Because here's the thing: English is an alphabet. Sounds obvious, right? Most Asian languages then, are written down in a logographic form, which just means characters representing entire concepts and words.
So with that information, tell me. How do you think people, specifically the native speakers, learn to write down these logographies? I'm a bilingual speaker (and a shoddy writer, there's a reason for this I'll get to) of Chinese and English. I know how you learn the logographies: rote memorization. You write each symbol down, over and over again, until it's seared into the flesh of your brain.
Now, remember how I said I'm a shoddy writer in Chinese? Because I learned how to write English first, I'm not used to having to memorize every single word, individually. English, as an alphabet, just means you have to memorize each of the different clauses and special cases that make up the words, and even then you can mostly sound out what you're writing.
So then we come back to my initial problem with teaching English in Asia. Because the native speakers are used to just memorizing all the words and leaving it that, they assume the same applies to English. It does not. You cannot apply the logic used for logographic systems to an alphabet, because it doesn't work. You can't just memorize that the letter A makes an /ah/ sound, because the letter A could also make an /Ae/ sound, or even a nasally /ah/ sound instead of a breathy one. You can't just memorize that 'I before E except after C' because this rule doesn't always apply. It does not work.

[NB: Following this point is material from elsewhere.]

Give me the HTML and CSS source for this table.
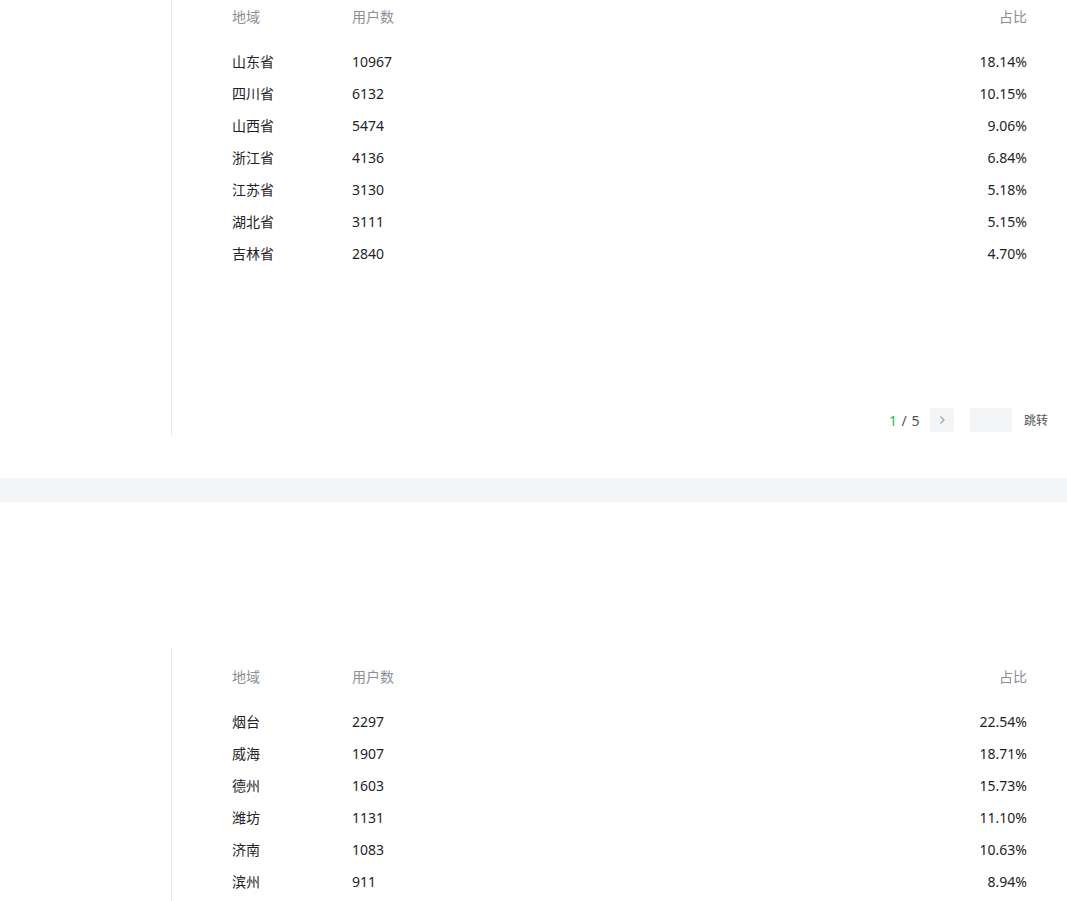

Yet this is how the majority of English is taught in Asian schools. Learn to say 'Hello, good morning', and then repeat the sentence five times over until you have it committed to memory. What will you do then, when someone says 'Hey! Morning!'? Do you know that it means the same thing? No, because you didn't memorize it.
Oh, some may tell you that 'noo I learned it perfectly in school! Look, I can write English and speak it fine now!'. But that's after repeated exposure to the language.
And this is in no way trying to make problems with accents or blooming creoles/pidgins like Singlish. This is trying to make a problem with how English, an alphabet language, is taught in a logographic-logic format.